Homer's Different Heroes

Homer’s epics present two conflicting images of the hero. In the Iliad and the Odyssey we see two different heroes with two different goals. Achilles in the Iliad chooses death and glory over a long happy life, whereas Odysseus chooses life instead and makes his way back home through all the perils of his odyssey.

In the Iliad, Achilles believes that without a glorious death, he will not be remembered in the far-off future.

In contrast, Odysseus lives through the war, not dying for glory, but living to (finally) make it back home. In the final two books of the Odyssey, he begins to regain his role as king and husband. He sleeps in his own bed with his wife, he reunites with his father, and he purges his house of all traces of the suitors. He begins to live the life that Achilles might have led, if he had not chosen to die for everlasting glory.
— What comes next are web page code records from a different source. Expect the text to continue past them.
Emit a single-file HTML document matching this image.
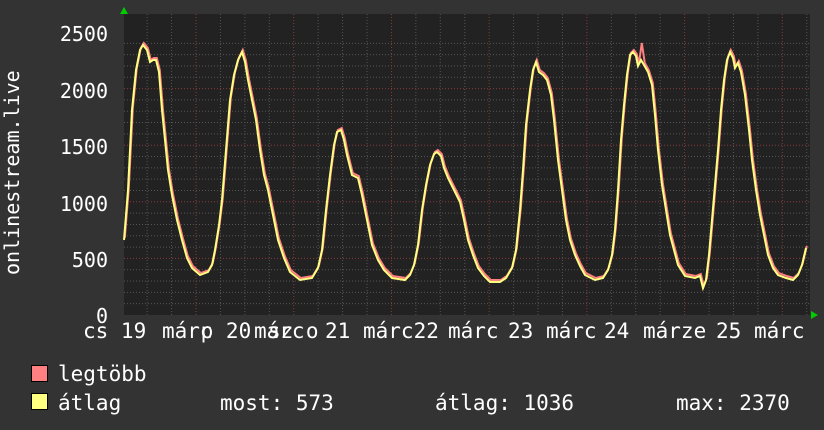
<!DOCTYPE html>
<html><head><meta charset="utf-8"><style>
html,body{margin:0;padding:0;background:#333;}
#c{position:relative;width:824px;height:430px;background:#333;overflow:hidden;font-family:"DejaVu Sans Mono","Liberation Mono",monospace;color:#fff;font-size:21px;}
.t{position:absolute;white-space:pre;line-height:1;}
.yl{position:absolute;right:716px;text-align:right;line-height:1;font-size:20px;}
.sq{position:absolute;width:15px;height:15px;border:1px solid #000;}
</style></head><body><div id="c">
<svg width="824" height="430" style="position:absolute;left:0;top:0">
<rect x="124" y="14" width="686" height="301" fill="#222"/>
<g id="grid"></g>
<polygon points="120,14 128,14 124,7" fill="#0c0"/>
<polygon points="811,311 811,319 818,315" fill="#0c0"/>
<polyline id="pk" fill="none" stroke="#ff8080" stroke-width="2"/>
<polyline id="yl" fill="none" stroke="#ffff80" stroke-width="2"/>
</svg>
<div class="yl" style="top:24px">2500</div>
<div class="yl" style="top:81px">2000</div>
<div class="yl" style="top:137px">1500</div>
<div class="yl" style="top:194px">1000</div>
<div class="yl" style="top:250px">500</div>
<div class="yl" style="top:306px">0</div>
<div class="t" style="left:2px;top:275px;transform:rotate(-90deg);transform-origin:0 0;font-size:20px">onlinestream.live</div>
<div class="t" style="left:83px;top:321px">cs 19</div>
<div class="t" style="left:162px;top:321px">márc</div>
<div class="t" style="left:188px;top:321px"> p 20</div>
<div class="t" style="left:254px;top:321px">márc</div>
<div class="t" style="left:268px;top:321px">sz o</div>
<div class="t" style="left:325px;top:321px">21</div>
<div class="t" style="left:363px;top:321px">márc22</div>
<div class="t" style="left:448px;top:321px">márc</div>
<div class="t" style="left:508px;top:321px">23</div>
<div class="t" style="left:546px;top:321px">márc</div>
<div class="t" style="left:604px;top:321px">24</div>
<div class="t" style="left:643px;top:321px">márze</div>
<div class="t" style="left:716px;top:321px">25</div>
<div class="t" style="left:754px;top:321px">márc</div>
<div class="sq" style="left:31px;top:365px;background:#ff8080"></div>
<div class="sq" style="left:31px;top:393px;background:#ffff80"></div>
<div class="t" style="left:58px;top:364px">legtöbb</div>
<div class="t" style="left:58px;top:393px">átlag</div>
<div class="t" style="left:220px;top:393px">most: 573</div>
<div class="t" style="left:435px;top:393px">átlag: 1036</div>
<div class="t" style="left:676px;top:393px">max: 2370</div>
</div>
<script>
var g=document.getElementById('grid'),s='';
for(var i=1;i<25;i++){var y=315-i*11.32;var r=i%5==0;s+='<line x1="124" x2="810" y1="'+y+'" y2="'+y+'" stroke="'+(r?'#8a3a3a':'#555')+'" stroke-dasharray="1,2"/>';}
for(var k=-3;k<28;k++){var x=196+k*24.43;if(x<=124||x>=810)continue;var r=k%4==0;s+='<line y1="14" y2="315" x1="'+x+'" x2="'+x+'" stroke="'+(r?'#8a3a3a':'#555')+'" stroke-dasharray="1,2"/>';}
g.innerHTML=s;
var p="124,240 128,190 132,110 136,70 140,50 143,45 147,50 150,62 153,60 156,60 159,72 162,110 165,140 168,170 172,195 177,220 182,240 187,258 192,268 200,275 208,272 212,265 215,250 219,225 222,200 226,150 230,100 234,75 238,60 242,52 245,62 248,80 252,100 256,120 260,150 264,175 268,190 273,215 278,240 284,258 290,272 300,280 312,278 318,268 322,250 326,210 330,175 334,145 337,132 341,130 344,140 347,155 352,175 358,178 362,195 366,215 372,245 378,260 384,270 392,278 405,280 410,275 414,265 418,245 422,210 426,185 430,165 434,154 437,152 441,156 444,168 448,178 454,190 460,202 464,220 468,240 473,255 478,268 484,276 490,282 500,282 506,278 512,268 516,250 520,210 523,170 526,125 530,90 533,70 536,62 539,72 543,75 547,80 551,95 554,120 558,160 562,190 566,220 570,240 575,255 580,266 585,275 595,280 603,278 608,270 612,255 615,230 618,190 621,140 624,105 627,75 630,55 633,52 636,56 638,66 641,60 644,65 648,72 652,85 655,115 658,150 662,185 666,210 670,235 674,250 678,265 685,276 695,278 700,276 703,288 706,280 709,255 712,220 715,185 718,150 721,110 724,80 727,60 730,52 733,58 735,68 738,63 741,72 745,95 749,130 752,160 756,190 760,215 764,235 768,255 773,268 778,275 786,278 793,280 798,275 802,265 806,248";
document.getElementById('yl').setAttribute('points',p);
var q=p.split(' ').map(function(a){var b=a.split(',');var x=+b[0],y=+b[1]-2;if(x==641)y=43;return (x+0.8)+','+y;}).join(' ');
document.getElementById('pk').setAttribute('points',q);
</script>
</body></html>
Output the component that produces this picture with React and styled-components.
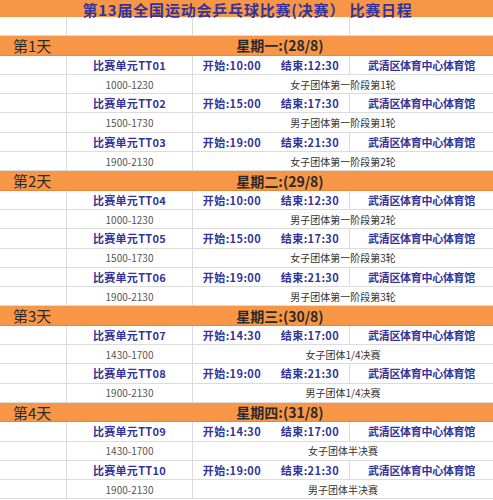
import React from "react";
import styled, { createGlobalStyle } from "styled-components";

const GlobalStyle = createGlobalStyle`
  html, body {
    margin: 0;
    padding: 0;
    background: #fff;
  }
  body {
    font-family: "Noto Sans CJK SC", "Noto Sans", sans-serif;
  }
`;

const days = [
  {
    label: "第1天",
    date: "星期一:(28/8)",
    sessions: [
      { unit: "TT01", start: "10:00", end: "12:30", time: "1000-1230", desc: "女子团体第一阶段第1轮" },
      { unit: "TT02", start: "15:00", end: "17:30", time: "1500-1730", desc: "男子团体第一阶段第1轮" },
      { unit: "TT03", start: "19:00", end: "21:30", time: "1900-2130", desc: "女子团体第一阶段第2轮" },
    ],
  },
  {
    label: "第2天",
    date: "星期二:(29/8)",
    sessions: [
      { unit: "TT04", start: "10:00", end: "12:30", time: "1000-1230", desc: "男子团体第一阶段第2轮" },
      { unit: "TT05", start: "15:00", end: "17:30", time: "1500-1730", desc: "女子团体第一阶段第3轮" },
      { unit: "TT06", start: "19:00", end: "21:30", time: "1900-2130", desc: "男子团体第一阶段第3轮" },
    ],
  },
  {
    label: "第3天",
    date: "星期三:(30/8)",
    sessions: [
      { unit: "TT07", start: "14:30", end: "17:00", time: "1430-1700", desc: "女子团体1/4决赛" },
      { unit: "TT08", start: "19:00", end: "21:30", time: "1900-2130", desc: "男子团体1/4决赛" },
    ],
  },
  {
    label: "第4天",
    date: "星期四:(31/8)",
    sessions: [
      { unit: "TT09", start: "14:30", end: "17:00", time: "1430-1700", desc: "女子团体半决赛" },
      { unit: "TT10", start: "19:00", end: "21:30", time: "1900-2130", desc: "男子团体半决赛" },
    ],
  },
];

const Sheet = styled.div`
  display: grid;
  grid-template-columns: 67px 126px 78px 79px 143px;
  grid-template-rows: 17px;
  grid-auto-rows: 19.3px;
  width: 493px;
`;

const Title = styled.div`
  grid-column: 1 / -1;
  background: #f79646;
  color: #333399;
  display: flex;
  align-items: center;
  justify-content: center;
  padding: 1px 0 0 2px;
  box-sizing: border-box;
`;

const TitleText = styled.span`
  font-size: 15px;
  font-weight: 700;
  line-height: 1;
  letter-spacing: 0.8px;
  white-space: pre;
`;

const Cell = styled.div`
  box-sizing: border-box;
  grid-column: ${(p) => (p.$span ? `span ${p.$span}` : "auto")};
  border-bottom: 1px solid #dcdcdc;
  border-right: ${(p) => (p.$edge ? "1px solid #dcdcdc" : "none")};
  display: flex;
  align-items: center;
  justify-content: ${(p) => p.$align || "center"};
  white-space: pre;
  overflow: hidden;
`;

const Band = styled.div`
  box-sizing: border-box;
  grid-column: ${(p) => (p.$wide ? "2 / -1" : "1")};
  background: #f79646;
  color: #2a2a2a;
  display: flex;
  align-items: center;
  justify-content: ${(p) => (p.$wide ? "center" : "flex-start")};
  padding-left: ${(p) => (p.$wide ? "0" : "13px")};
  font-size: ${(p) => (p.$wide ? "14px" : "15px")};
  font-weight: ${(p) => (p.$wide ? 700 : 400)};
  border-bottom: 1px solid #e8863a;
`;

const Strong = styled.span`
  color: #333399;
  font-size: 11px;
  font-weight: 700;
  letter-spacing: ${(p) => p.$spread || "0"};
`;

const Plain = styled.span`
  color: ${(p) => p.$tone || "#333"};
  font-size: 10px;
`;

function Session({ s }) {
  return (
    <>
      <Cell $edge />
      <Cell $edge>
        <Strong $spread="0.3px">比赛单元{s.unit}</Strong>
      </Cell>
      <Cell>
        <Strong $spread="0.4px">开始:{s.start}</Strong>
      </Cell>
      <Cell $edge>
        <Strong $spread="0.4px">结束:{s.end}</Strong>
      </Cell>
      <Cell>
        <Strong $spread="-0.3px">武清区体育中心体育馆</Strong>
      </Cell>
      <Cell $edge />
      <Cell $edge>
        <Plain $tone="#555">{s.time}</Plain>
      </Cell>
      <Cell $span={3}>
        <Plain>{s.desc}</Plain>
      </Cell>
    </>
  );
}

export default function App() {
  return (
    <>
      <GlobalStyle />
      <Sheet>
        <Title>
          <TitleText>第13届全国运动会乒乓球比赛(决赛） 比赛日程</TitleText>
        </Title>
        <Cell $edge />
        <Cell $edge />
        <Cell />
        <Cell $edge />
        <Cell />
        {days.map((d) => (
          <React.Fragment key={d.label}>
            <Band>{d.label}</Band>
            <Band $wide>{d.date}</Band>
            {d.sessions.map((s) => (
              <Session key={s.unit} s={s} />
            ))}
          </React.Fragment>
        ))}
      </Sheet>
    </>
  );
}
Odysseus does get fame and glory, if perhaps of a different sort. At the beginning of book 24, we see some of the dead heroes of the Trojan War, stranded in the afterlife. They are not happy; all they can do is stand in the mire of the Asphodel fields reciting their deaths to each other. After Apollo leads the suitors down to the underworld, they tell of Odysseus’s reclamation of his throne in Ithaca. Without dying, his actions are known even in the Meadow of Asphodel where his deeds are even praised by Agamemnon. Without dying in battle, Odysseus tricked the Fates and wove his own everlasting glory.

In book 11, Odysseus summons the dead and hears Achilles state he wishes that he had not chosen to die. In book 24, we hear this theme restated (which is also hinted at in other parts of the Odyssey) and expanded as we hear that Odysseus has gained the glory that Achilles sought.

Book 24 seems essential in Homer’s explanation of how glory can be achieved in a way other than death. And this theme seems essential to the Odyssey. Instead of dying a heroic death, Odysseus lives a heroic life.